* _EXERCISE GOAL_: Work out how many lines in the listing below include the word "that". Give nothing but the number.

---

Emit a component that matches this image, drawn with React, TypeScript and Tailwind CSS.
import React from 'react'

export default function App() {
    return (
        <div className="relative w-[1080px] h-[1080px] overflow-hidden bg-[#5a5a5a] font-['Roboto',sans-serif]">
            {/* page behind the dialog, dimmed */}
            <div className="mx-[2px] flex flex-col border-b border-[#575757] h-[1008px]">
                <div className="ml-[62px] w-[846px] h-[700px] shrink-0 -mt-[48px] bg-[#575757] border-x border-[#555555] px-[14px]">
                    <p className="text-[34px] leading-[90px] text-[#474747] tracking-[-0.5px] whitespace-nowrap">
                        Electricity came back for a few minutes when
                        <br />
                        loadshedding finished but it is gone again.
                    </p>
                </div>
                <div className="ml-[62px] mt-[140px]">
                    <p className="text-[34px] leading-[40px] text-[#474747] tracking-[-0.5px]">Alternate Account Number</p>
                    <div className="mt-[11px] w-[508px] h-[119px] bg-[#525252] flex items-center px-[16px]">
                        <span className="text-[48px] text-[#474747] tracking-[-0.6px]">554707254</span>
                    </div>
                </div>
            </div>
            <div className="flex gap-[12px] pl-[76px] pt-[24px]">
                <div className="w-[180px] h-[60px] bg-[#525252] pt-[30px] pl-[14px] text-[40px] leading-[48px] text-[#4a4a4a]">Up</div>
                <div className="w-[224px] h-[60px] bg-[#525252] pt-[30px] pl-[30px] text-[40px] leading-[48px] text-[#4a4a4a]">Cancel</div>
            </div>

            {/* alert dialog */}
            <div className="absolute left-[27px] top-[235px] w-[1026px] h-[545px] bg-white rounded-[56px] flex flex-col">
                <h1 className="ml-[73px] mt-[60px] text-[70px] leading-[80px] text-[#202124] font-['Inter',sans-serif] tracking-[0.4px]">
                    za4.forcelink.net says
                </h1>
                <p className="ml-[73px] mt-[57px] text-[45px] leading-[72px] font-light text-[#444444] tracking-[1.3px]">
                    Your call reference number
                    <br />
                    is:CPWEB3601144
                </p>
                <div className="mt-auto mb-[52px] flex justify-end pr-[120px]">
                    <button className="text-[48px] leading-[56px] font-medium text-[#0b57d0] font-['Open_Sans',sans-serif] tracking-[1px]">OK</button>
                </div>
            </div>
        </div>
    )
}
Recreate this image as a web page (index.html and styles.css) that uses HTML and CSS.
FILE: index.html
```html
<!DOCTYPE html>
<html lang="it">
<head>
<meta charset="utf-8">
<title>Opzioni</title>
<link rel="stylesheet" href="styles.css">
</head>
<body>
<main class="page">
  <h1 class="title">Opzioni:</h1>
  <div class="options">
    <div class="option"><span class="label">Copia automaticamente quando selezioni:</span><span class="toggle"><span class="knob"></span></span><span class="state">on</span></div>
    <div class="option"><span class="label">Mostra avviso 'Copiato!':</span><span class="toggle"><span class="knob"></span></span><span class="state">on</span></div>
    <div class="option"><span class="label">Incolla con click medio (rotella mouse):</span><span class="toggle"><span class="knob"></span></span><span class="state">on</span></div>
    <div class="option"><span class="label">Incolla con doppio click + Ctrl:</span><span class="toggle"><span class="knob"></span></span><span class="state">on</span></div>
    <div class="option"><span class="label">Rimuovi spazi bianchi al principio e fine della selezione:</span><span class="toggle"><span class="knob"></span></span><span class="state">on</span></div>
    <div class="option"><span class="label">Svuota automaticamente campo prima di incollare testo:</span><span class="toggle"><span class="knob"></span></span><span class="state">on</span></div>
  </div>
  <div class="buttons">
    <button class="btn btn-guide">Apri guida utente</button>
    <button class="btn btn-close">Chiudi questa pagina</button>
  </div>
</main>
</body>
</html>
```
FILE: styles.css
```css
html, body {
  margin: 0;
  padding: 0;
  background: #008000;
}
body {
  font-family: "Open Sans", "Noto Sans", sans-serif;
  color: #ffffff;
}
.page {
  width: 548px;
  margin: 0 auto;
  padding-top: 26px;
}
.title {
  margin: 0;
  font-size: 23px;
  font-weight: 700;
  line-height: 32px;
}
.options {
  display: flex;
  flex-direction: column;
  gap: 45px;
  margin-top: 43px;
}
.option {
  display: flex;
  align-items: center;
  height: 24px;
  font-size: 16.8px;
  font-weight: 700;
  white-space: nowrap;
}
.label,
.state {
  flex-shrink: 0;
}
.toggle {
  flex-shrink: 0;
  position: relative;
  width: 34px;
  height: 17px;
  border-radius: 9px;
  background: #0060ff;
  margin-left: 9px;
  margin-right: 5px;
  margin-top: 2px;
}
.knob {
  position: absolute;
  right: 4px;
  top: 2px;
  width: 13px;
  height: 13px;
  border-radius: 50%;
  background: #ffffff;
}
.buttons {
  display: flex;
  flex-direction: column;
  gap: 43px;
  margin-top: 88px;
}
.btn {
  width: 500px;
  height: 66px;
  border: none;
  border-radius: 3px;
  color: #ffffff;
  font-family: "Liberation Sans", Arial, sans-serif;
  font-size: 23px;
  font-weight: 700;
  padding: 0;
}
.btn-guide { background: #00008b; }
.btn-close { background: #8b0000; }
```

---

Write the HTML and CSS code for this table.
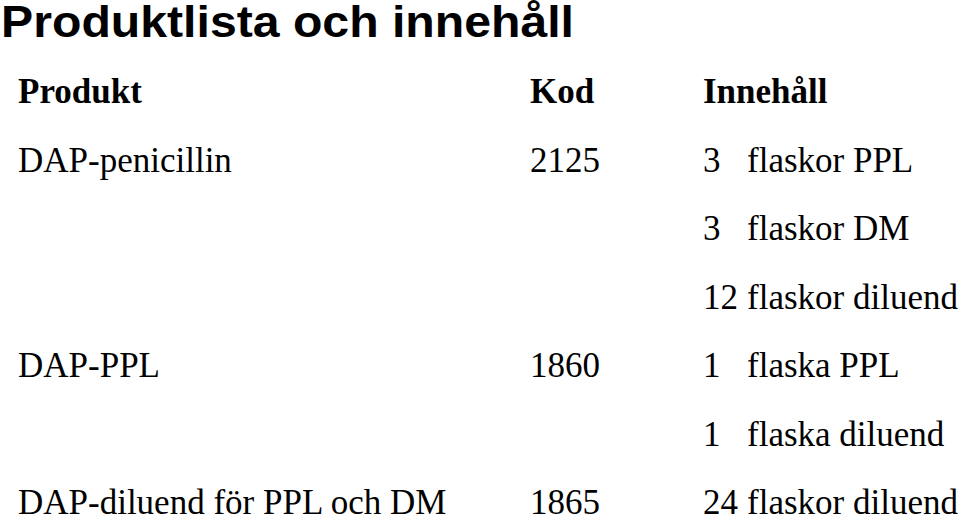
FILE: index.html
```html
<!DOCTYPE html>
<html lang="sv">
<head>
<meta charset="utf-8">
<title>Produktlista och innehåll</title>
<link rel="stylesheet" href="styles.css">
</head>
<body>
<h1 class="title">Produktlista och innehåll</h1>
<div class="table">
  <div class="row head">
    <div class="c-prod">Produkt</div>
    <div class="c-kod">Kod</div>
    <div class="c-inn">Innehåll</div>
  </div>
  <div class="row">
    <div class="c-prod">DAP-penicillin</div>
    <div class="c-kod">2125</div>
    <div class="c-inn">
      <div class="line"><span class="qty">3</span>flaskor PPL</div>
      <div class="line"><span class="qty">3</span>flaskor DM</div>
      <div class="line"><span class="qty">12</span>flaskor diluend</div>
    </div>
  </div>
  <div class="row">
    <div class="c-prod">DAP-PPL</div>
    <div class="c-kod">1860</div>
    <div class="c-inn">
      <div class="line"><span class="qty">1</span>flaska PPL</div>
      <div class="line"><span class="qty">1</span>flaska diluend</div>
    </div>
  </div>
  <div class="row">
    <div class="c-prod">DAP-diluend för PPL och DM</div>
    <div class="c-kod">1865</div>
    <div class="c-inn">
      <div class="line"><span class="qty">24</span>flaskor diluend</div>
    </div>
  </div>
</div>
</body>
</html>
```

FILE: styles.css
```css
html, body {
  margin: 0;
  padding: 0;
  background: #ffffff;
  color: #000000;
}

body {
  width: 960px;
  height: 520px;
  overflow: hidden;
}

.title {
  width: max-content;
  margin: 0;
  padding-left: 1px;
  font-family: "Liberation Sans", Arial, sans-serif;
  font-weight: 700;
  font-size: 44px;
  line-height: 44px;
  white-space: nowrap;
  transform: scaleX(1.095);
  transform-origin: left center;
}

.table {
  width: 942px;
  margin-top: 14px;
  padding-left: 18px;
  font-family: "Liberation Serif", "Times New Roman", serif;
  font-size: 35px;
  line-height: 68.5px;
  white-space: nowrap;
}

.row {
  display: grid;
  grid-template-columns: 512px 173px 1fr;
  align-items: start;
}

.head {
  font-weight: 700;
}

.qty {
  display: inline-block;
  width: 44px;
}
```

---

* _WRITTEN ANSWER_: 2